Threading of Model Pytorch Android

I am trying to deploy my model on android device.Model should be fast in android but it is taking time as model is big.
Is model threading option is there while declaring the model interpreter in android as it is available in tensorflow-lite ?

Hello @mohit7
At the moment we do not have this setting, but we are thinking to add this option to control it.
Current threading model is determined by device, the number of threads is about number of BIG cores on the device.
More details about number of threads per device you can find in the code of function caffe2::ThreadPool::defaultThreadPool()

Please write us if you have threadding issues with some particular device.

Hello @mohit7

We just exposed control on global number of threads used by pytorch android, it was landed in master

method org.pytorch.Module#setNumThreads(int numThreads)

(https://github.com/pytorch/pytorch/blob/master/android/pytorch_android/src/main/java/org/pytorch/Module.java#L57)
The latest android nightlies already include them: https://github.com/pytorch/pytorch/tree/master/android#nightly (you might need gradle argument --refresh-dependencies if you already using them)

Module module = Module.load(moduleFileAbsoluteFilePath);
module.setNumThreads(1);

This is new functionality, please report if you find any issues with it.

Thanks @IvanKobzarev it worked.
But you should explicitly put a restriction on no of threads user is setting because after a certain limit instead of decreasing run-time it is increasing.

One more doubt-
Just like in pytorch can we pass as batch of images in case of pytorch android. ?

Thanks,
Mohit Ranawat

Yes, performance degrades when that thread number is more than cpu cores number as more thread switches and thread contention.
But additional capping may introduce some non-transparency for this API, we will think about it.
Our plan is to revise our default thread pool number to be optimal for inference time by default for as much as possible devices.

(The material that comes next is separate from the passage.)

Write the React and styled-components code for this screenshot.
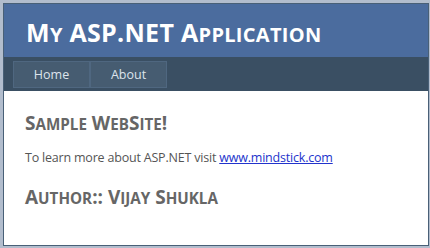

Vision models is the same, the input shape is N_images * N_channels (e.g. 3) * IMAGE_HEIGHT * IMAGE_WIDTH.
So if you prepare Tensor with N_images > 1 that should work as in desktop version.

But org.pytorch.torchvisio.TensorImageUtils has api how to prepare tensors only with N_images==1, so it needs some additional code to prepare it with N_images > 1.

Do you think that will be useful to have in TensorImageUtils api some helper methods to prepare Tensors for image batches?